# Recorded information

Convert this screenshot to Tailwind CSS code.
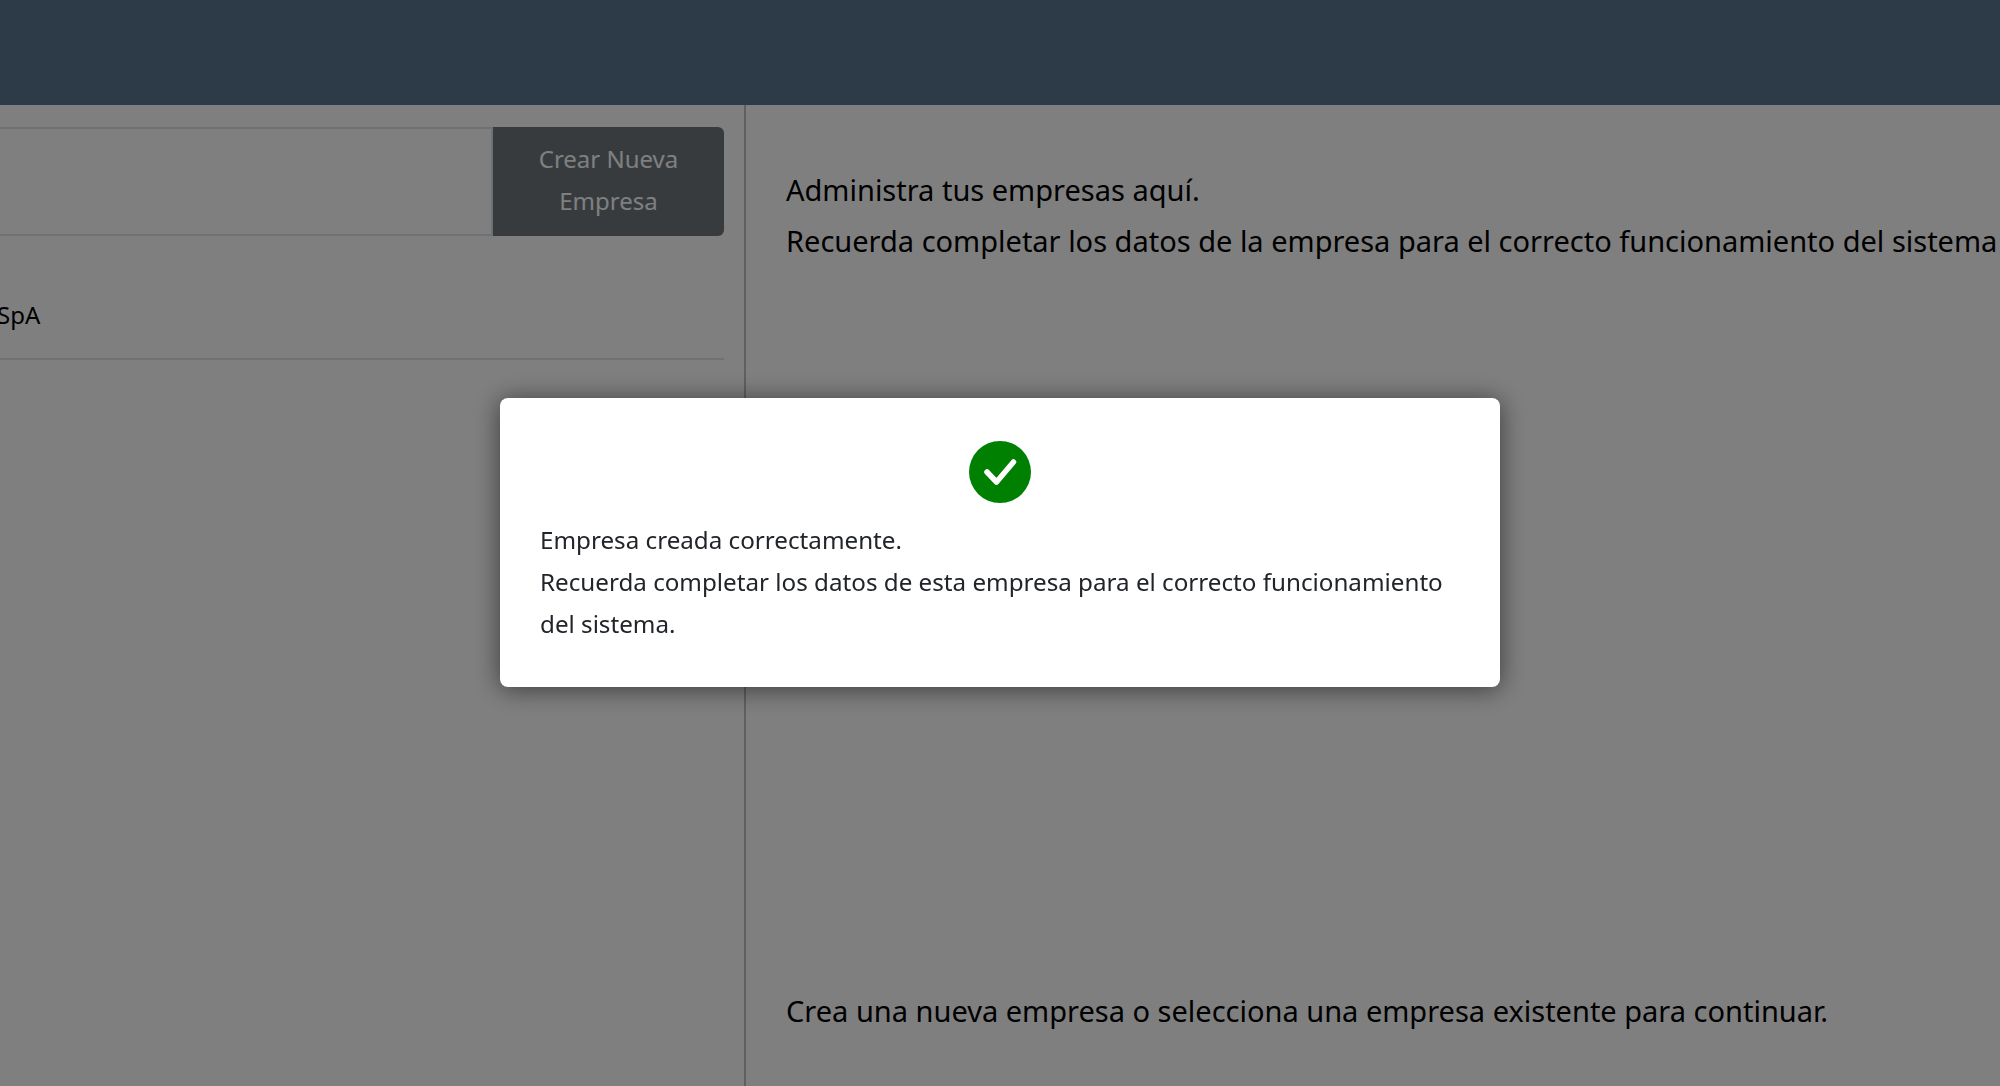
<!DOCTYPE html>
<html lang="es">
<head>
    <meta charset="UTF-8">
    <title>Empresas</title>
    <script src="https://cdn.jsdelivr.net/npm/@tailwindcss/browser@4"></script>
</head>
<body class="bg-white h-[1086px] overflow-hidden font-['Noto_Sans',sans-serif]">

    <!-- Top bar -->
    <header class="h-[105px] bg-[#5a7590]"></header>

    <main class="flex h-[981px]">
        <!-- Company list -->
        <section class="w-[746px] shrink-0 border-r-2 border-[#c0c0c0] pt-[22px] pr-5 overflow-hidden">
            <div class="flex h-[109px] -ml-10">
                <div class="flex-1 border-2 border-[#dee2e6] rounded-l-md"></div>
                <button class="w-[231px] bg-[#6f767d] rounded-r-md text-white text-[24px] leading-[42px] pb-[4px]">Crear Nueva<br>Empresa</button>
            </div>
            <div class="h-[124px] flex items-center border-b-2 border-[#dee2e6] text-[24px] text-black pt-[36px] -ml-[3px]">SpA</div>
        </section>

        <!-- Info -->
        <section class="flex-1 flex flex-col justify-between pl-[40px] pt-[59px] pb-[50px] text-[29px] leading-[51px] text-black whitespace-nowrap">
            <div>
                <p>Administra tus empresas aquí.</p>
                <p>Recuerda completar los datos de la empresa para el correcto funcionamiento del sistema</p>
            </div>
            <p>Crea una nueva empresa o selecciona una empresa existente para continuar.</p>
        </section>
    </main>

    <!-- Success modal -->
    <div class="fixed inset-0 bg-black/50 flex items-start justify-center pt-[398px]">
        <div class="w-[1000px] h-[289px] bg-white rounded-lg shadow-[0_2px_26px_rgba(0,0,0,0.55)] px-10 pt-[43px] text-[#212529] text-[24.2px] leading-[42px]">
            <svg class="block mx-auto mb-[16px]" width="62" height="62" viewBox="0 0 62 62">
                <circle cx="31" cy="31" r="31" fill="#008000"/>
                <path d="M18 31 L27.5 41 L44.5 21" fill="none" stroke="#fff" stroke-width="5.5" stroke-linecap="round" stroke-linejoin="round"/>
            </svg>
            <p>Empresa creada correctamente.</p>
            <p>Recuerda completar los datos de esta empresa para el correcto funcionamiento del sistema.</p>
        </div>
    </div>
</body>
</html>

# The exercise
Restate the data above exactly, stripping out each image.

# Output of the task
Convert this screenshot to Tailwind CSS code.
<!DOCTYPE html>
<html lang="es">
<head>
    <meta charset="UTF-8">
    <title>Empresas</title>
    <script src="https://cdn.jsdelivr.net/npm/@tailwindcss/browser@4"></script>
</head>
<body class="bg-white h-[1086px] overflow-hidden font-['Noto_Sans',sans-serif]">

    <!-- Top bar -->
    <header class="h-[105px] bg-[#5a7590]"></header>

    <main class="flex h-[981px]">
        <!-- Company list -->
        <section class="w-[746px] shrink-0 border-r-2 border-[#c0c0c0] pt-[22px] pr-5 overflow-hidden">
            <div class="flex h-[109px] -ml-10">
                <div class="flex-1 border-2 border-[#dee2e6] rounded-l-md"></div>
                <button class="w-[231px] bg-[#6f767d] rounded-r-md text-white text-[24px] leading-[42px] pb-[4px]">Crear Nueva<br>Empresa</button>
            </div>
            <div class="h-[124px] flex items-center border-b-2 border-[#dee2e6] text-[24px] text-black pt-[36px] -ml-[3px]">SpA</div>
        </section>

        <!-- Info -->
        <section class="flex-1 flex flex-col justify-between pl-[40px] pt-[59px] pb-[50px] text-[29px] leading-[51px] text-black whitespace-nowrap">
            <div>
                <p>Administra tus empresas aquí.</p>
                <p>Recuerda completar los datos de la empresa para el correcto funcionamiento del sistema</p>
            </div>
            <p>Crea una nueva empresa o selecciona una empresa existente para continuar.</p>
        </section>
    </main>

    <!-- Success modal -->
    <div class="fixed inset-0 bg-black/50 flex items-start justify-center pt-[398px]">
        <div class="w-[1000px] h-[289px] bg-white rounded-lg shadow-[0_2px_26px_rgba(0,0,0,0.55)] px-10 pt-[43px] text-[#212529] text-[24.2px] leading-[42px]">
            <svg class="block mx-auto mb-[16px]" width="62" height="62" viewBox="0 0 62 62">
                <circle cx="31" cy="31" r="31" fill="#008000"/>
                <path d="M18 31 L27.5 41 L44.5 21" fill="none" stroke="#fff" stroke-width="5.5" stroke-linecap="round" stroke-linejoin="round"/>
            </svg>
            <p>Empresa creada correctamente.</p>
            <p>Recuerda completar los datos de esta empresa para el correcto funcionamiento del sistema.</p>
        </div>
    </div>
</body>
</html>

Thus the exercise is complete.